Y a-t-il quelque chose d'autre que vous aimeriez savoir sur la santé par le vin, sur maigrir en buvant du vin, sur maigrir en mangeant du gras, sur maigrir en mangeant comme trois, sur maigrir en mangeant n'importe quoi, même du lapin ? Supposons que vous avez manqué M. Montignac à Homier-Roy, à Arcand, à Bazzo, à Lamarche, à Mme Charette, à Mme Snyder, dans La Presse, dans Le Journal de Montréal ( pas dans Le Devoir), vous me le dites, ne soyez surtout pas gêné, vous me le dites, on se groupe en association, " Les citoyens qui ont raté Montignac ", je vais le voir, je lui dis bonjour M. Montignac, je m'excuse de vous déranger, voici ce qui m'amène, nous sommes 19 Québécois dans tout le Québec à vous avoir manqué à Homier-Roy, à Arcand, à Bazzo, à Lamarche, à Mme Charette, à Mme Snyder, dans La Presse, dans Le Journal de Montréal. Pardon ? Si on l'a fait exprès ? Pas du tout. On était dans le coma. On s'excuse. Alors voilà, seriez-vous assez aimable de répéter une fois encore, juste pour nous, tout ce qu'il faut savoir sur la santé par le vin, sur maigrir en buvant du vin, sur maigrir en mangeant du gras, sur maigrir en mangeant comme trois, sur maigrir en mangeant n'importe quoi, même du lapin ?

Merci M. Montignac.

Vous vous demandez peut-être ce qu'est le syndrome d'Angoulême - mon titre ? C'est le syndrome de la province profonde : passe un camelot, les commères s'affairent, les chiens reniflent ses bagages.

HAGIOGRAPHIES -

Je ne lirai pas le Beaunoyer. Pas parce que c'est Beaunoyer. Parce que c'est Céline Dion.

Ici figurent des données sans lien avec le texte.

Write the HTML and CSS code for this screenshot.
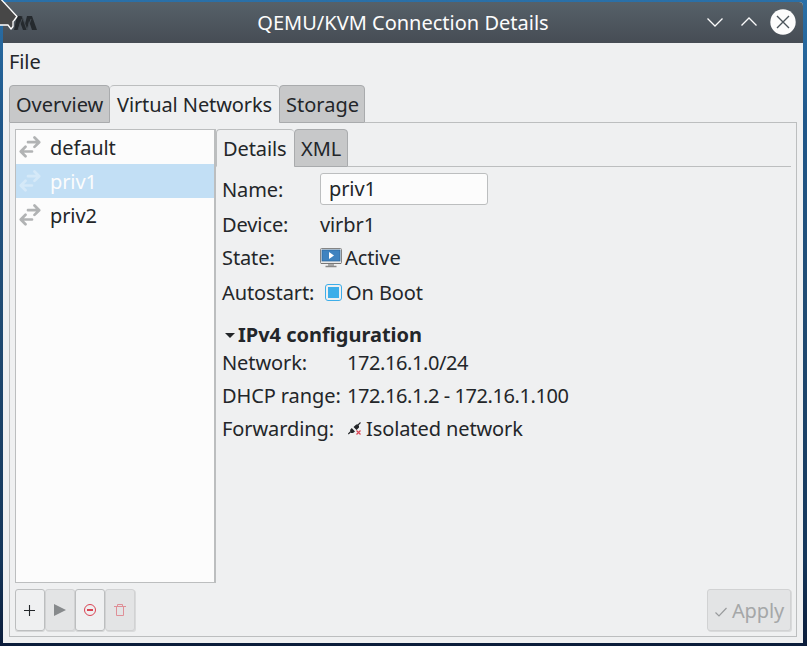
FILE: index.html
```html
<!DOCTYPE html>
<html lang="en">
<head>
<meta charset="utf-8">
<title>QEMU/KVM Connection Details</title>
<link rel="stylesheet" href="styles.css">
</head>
<body>
<svg class="symbols" aria-hidden="true">
  <symbol id="net" viewBox="0 0 22 22">
    <path d="M9 6.200h10M15.500 1.500l4.700 4.700-4.700 4.700M13 15.500H3M6.500 10.800l-4.700 4.700 4.700 4.700" fill="none" stroke="currentColor" stroke-width="2.700" stroke-linecap="round" stroke-linejoin="round"/>
  </symbol>
</svg>
<main class="window">
  <header class="titlebar">
    <svg class="app-icon" width="24" height="16" viewBox="0 0 24 16"><path d="M0 15L3 1h5l3 8 2-8h5l5 14h-5l-3-9-2 9H9L6 7l-2 8z" fill="#252a2e"/><path d="M8 1l5 14M4 15L8 4M13 15l4-11" stroke="#454d53" stroke-width="1" fill="none"/></svg>
    <h1 class="title">QEMU/KVM Connection Details</h1>
    <svg class="controls" width="92" height="28" viewBox="0 0 92 28">
      <path d="M2.500 10.500l7.500 7.500 7.500-7.500M36.500 17.500l7.500-7.500 7.500 7.500" fill="none" stroke="#fcfcfc" stroke-width="1.300"/>
      <circle cx="78" cy="14" r="12.700" fill="#fcfcfc"/>
      <path d="M72 8l12 12M84 8L72 20" stroke="#4b545b" stroke-width="1.400"/>
    </svg>
  </header>
  <nav class="menubar">File</nav>
  <div class="tabs outer-tabs">
    <div class="tab overview">Overview</div>
    <div class="tab active networks">Virtual Networks</div>
    <div class="tab storage">Storage</div>
    <div class="tab-line"></div>
  </div>
  <section class="notebook">
    <div class="split">
      <ul class="list">
        <li><svg class="net"><use href="#net"/></svg>default</li>
        <li class="selected"><svg class="net"><use href="#net"/></svg>priv1</li>
        <li><svg class="net"><use href="#net"/></svg>priv2</li>
      </ul>
      <div class="details">
        <div class="tabs inner-tabs">
          <div class="tab active details-tab">Details</div>
          <div class="tab xml">XML</div>
          <div class="tab-line"></div>
        </div>
        <div class="row name"><span class="label">Name:</span><span class="entry">priv1</span></div>
        <div class="row"><span class="label">Device:</span><span>virbr1</span></div>
        <div class="row"><span class="label">State:</span>
          <svg class="monitor" width="22" height="20" viewBox="0 0 22 20"><rect x=".5" y=".5" width="21" height="15" rx="1" fill="#e8e8e8" stroke="#858585"/><rect x="2" y="2" width="18" height="11" fill="#3f83c0" stroke="#28649b" stroke-width=".7"/><path d="M9 4v7l5-3.500z" fill="#fff"/><path d="M1 15.500h20" stroke="#777"/><path d="M8 16h6v2H8z" fill="#aaa"/><path d="M5.500 18.500h11" stroke="#888" stroke-width="1.500"/></svg>
          <span>Active</span></div>
        <div class="row autostart"><span class="label">Autostart:</span><span class="checkbox"></span><span>On Boot</span></div>
        <h2 class="expander"><svg width="10" height="5" viewBox="0 0 10 5"><path d="M0 0h10L5 5z" fill="#232629"/></svg>IPv4 configuration</h2>
        <div class="row wide"><span class="label">Network:</span><span class="address">172.16.1.0/24</span></div>
        <div class="row wide"><span class="label">DHCP range:</span><span class="address">172.16.1.2 - 172.16.1.100</span></div>
        <div class="row wide"><span class="label">Forwarding:</span>
          <svg class="plug" width="14" height="14" viewBox="0 0 14 14"><path d="M0.300 12l2.500-2.500M9.500 3.500l3-3" stroke="#232629" stroke-width="1.100"/><path d="M2 8l1.800-2L7 9.500 5 11H3zM5.500 5l2.800-2.500h1.500L11 4v1.500L8.500 8z" fill="#232629"/><path d="M8.500 8.500l4 4M12.500 8.500l-4 4" stroke="#da4453" stroke-width="1.200"/></svg>
          <span>Isolated network</span></div>
      </div>
    </div>
    <footer class="actions">
      <div class="button"><svg width="16" height="16" viewBox="0 0 16 16"><path d="M2 8.500h11M7.500 3v11" stroke="#232629" stroke-width="1.100"/></svg></div>
      <div class="button disabled"><svg width="16" height="16" viewBox="0 0 16 16"><path d="M2 2v12l12-6z" fill="#878a8c"/></svg></div>
      <div class="button"><svg width="16" height="16" viewBox="0 0 16 16"><circle cx="8" cy="8" r="5.500" fill="none" stroke="#da4453"/><path d="M5 8h6" stroke="#da4453" stroke-width="2"/></svg></div>
      <div class="button disabled"><svg width="16" height="16" viewBox="0 0 16 16"><path d="M2 4.500h12M5.500 4V2.500h5V4M4.500 5v8.500h7V5" fill="none" stroke="#df8f97"/></svg></div>
      <div class="button disabled apply"><svg width="12" height="10" viewBox="0 0 12 10"><path d="M.5 5.500l3.500 3.500L11.500 1" fill="none" stroke="#999b9d" stroke-width="1.200"/></svg>Apply</div>
    </footer>
  </section>
</main>
<svg class="cursor" width="20" height="32" viewBox="0 0 20 32"><path d="M-2-4L17 16.500 14 20.500l-1 1v5l-2 2.500-3-4H-2z" fill="#474747" stroke="#fff" stroke-width="1.300" stroke-linejoin="round"/></svg>
</body>
</html>
```
FILE: styles.css
```css
* { box-sizing: border-box; }
body {
  margin: 0;
  height: 646px;
  padding: 2px 4px 3px 3px;
  overflow: hidden;
  background: linear-gradient(#2a70a8 0, #1f578a 120px, #204c74 300px, #14365a 560px, #0b1c3a 646px);
  font: 20px/24px "Noto Sans", sans-serif;
  letter-spacing: -0.1px;
  color: #232629;
}
svg { display: block; flex: none; }
.symbols { position: absolute; width: 0; height: 0; }
.window {
  display: flex;
  flex-direction: column;
  height: 641px;
  background: #eff0f1;
  border-radius: 4px 4px 0 0;
  overflow: hidden;
}
.titlebar {
  display: grid;
  grid-template-columns: 105px 1fr 105px;
  align-items: center;
  height: 41px;
  background: linear-gradient(#566169, #464c54);
  color: #fcfcfc;
}
.app-icon { margin-left: 11px; }
.title { margin: 0; font-size: 20px; font-weight: 400; line-height: 24px; letter-spacing: 0; text-align: center; white-space: nowrap; }
.controls { margin: -1px 0 0 7px; }
.menubar { height: 42px; padding: 7px 6px 0; }
.tabs { display: flex; height: 38px; }
.tab {
  flex: none;
  padding: 7px 0 0 6px;
  border: 1px solid #a9abad;
  border-radius: 4px 4px 0 0;
  background: #c7c8c9;
  white-space: nowrap;
}
.tab.active { background: #eff0f1; border-color: #bcbebf; border-bottom-color: transparent; }
.tab-line { flex: 1; border-bottom: 1px solid #bcbebf; }
.outer-tabs { margin: 0 6px; }
.overview { width: 101px; letter-spacing: 0; }
.tab.networks { width: 169px; padding-left: 7px; border-right: 0; border-left: 0; }
.storage { width: 86px; letter-spacing: 0; }
.notebook {
  height: 514px;
  margin: 0 6px;
  padding: 6px 5px 0;
  border: 1px solid #bcbebf;
  border-top: 0;
}
.split { display: flex; height: 454px; }
.list {
  width: 201px;
  margin: 0;
  padding: 0;
  list-style: none;
  background: #fcfcfc;
  border: 1px solid #bcbebf;
  border-right-width: 2px;
}
.list li { display: flex; height: 34px; padding: 6px 0 0 3px; }
.net { width: 22px; height: 22px; margin: 0 9px 0 0; color: #b1b3b4; }
.selected { background: #c2dff5; color: #fcfcfc; }
.selected .net { color: #d5e9f8; }
.details { flex: 1; }
.details-tab { width: 78px; border-right: 0; }
.xml { width: 54px; letter-spacing: 0; }
.row { display: flex; align-items: center; height: 33px; padding-left: 6px; white-space: nowrap; }
.label { width: 98px; flex: none; }
.wide .label { width: 125px; }
.address { letter-spacing: -0.42px; }
.name { height: 32px; margin: 6px 0 3px; }
.name .label { padding-top: 2px; }
.entry {
  width: 168px;
  height: 32px;
  padding: 3px 8px;
  border: 1px solid #bcbebf;
  border-radius: 3px;
  background: #fcfcfc;
}
.monitor { margin-right: 3px; }
.autostart { margin-top: 2px; }
.checkbox {
  width: 17px;
  height: 17px;
  margin: 0 4px 0 5px;
  border: 1px solid #3daee9;
  border-radius: 3px;
  padding: 2px;
  background: #3daee9 content-box;
}
.expander { display: flex; align-items: center; gap: 3px; margin: 14px 0 -1px; padding-left: 9px; font-size: 20px; font-weight: 700; line-height: 24px; letter-spacing: 0; }
.plug { margin: 0 4px 0 1px; }
.actions { display: flex; margin-top: 6px; }
.button {
  display: flex;
  align-items: center;
  justify-content: center;
  width: 30px;
  height: 42px;
  border: 1px solid #bcbebf;
  border-radius: 3px;
  box-shadow: 0 1px 0 #d5d6d7;
}
.disabled { background: #e3e4e5; border-color: #d1d2d3; box-shadow: 1px 1px 0 #d9dadb; }
.apply { width: 84px; margin-left: auto; padding: 2px 0 0 1px; gap: 5px; color: #a5a7a8; }
.apply svg { margin-top: 2px; }
.cursor { position: absolute; left: 0; top: 0; }
```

Je ne lirai pas le Georges-Hébert Germain. Pas parce que c'est Céline Dion. Parce que c'est Georges-Hébert Germain, que c'est un ami, et que je suis un peu tanné de m'engueuler avec mes amis quand ils écrivent des livres.

Il s'est dit pas mal de choses insignifiantes sur la différence entre les biographies autorisées et celles qui le sont moins. Particulièrement Mme Dion quand elle a dit " que c'était con, sans autorisation ", sous-entendu : " Comment peut-on parler de moi, si je ne le veux pas ? " La dame confond biographie et hagiographie. Elle n'est pas la seule dans cette affaire à faire la confusion.

Mais bon, puisqu'il était clair qu'on ne ferait pas une vraie biographie, pourquoi pas la vie d'une sainte ? Je n'ai rien contre.

Ce n'est pas le livre qui m'ennuie ici. Je suis sûr qu'il est très bien, le livre de Georges-Hébert Germain. Il m'avait parlé, cet hiver, de sa structure - ce découpage par chapitres portant le nom de villes de la tournée -, j'avais applaudi. Je n'ai pas de problème avec le livre, je suis sûr qu'il est parfait. En ce sens que c'est exactement le livre que des milliers de gens attendaient. Un bon produit, une bonne idée, une bonne affaire, et quel marketing ! Bravo.

Ce n'est pas le livre. C'est l'auteur qui me déçoit ici. Quand j'entends Georges-Hébert défendre son sujet à la radio et à la télé, je me dis que c'est juste un peu trop. Je me dis que, décidément, je préfère les mercenaires aux convertis.

Je me dis aussi que tout cela manque terriblement de cynisme.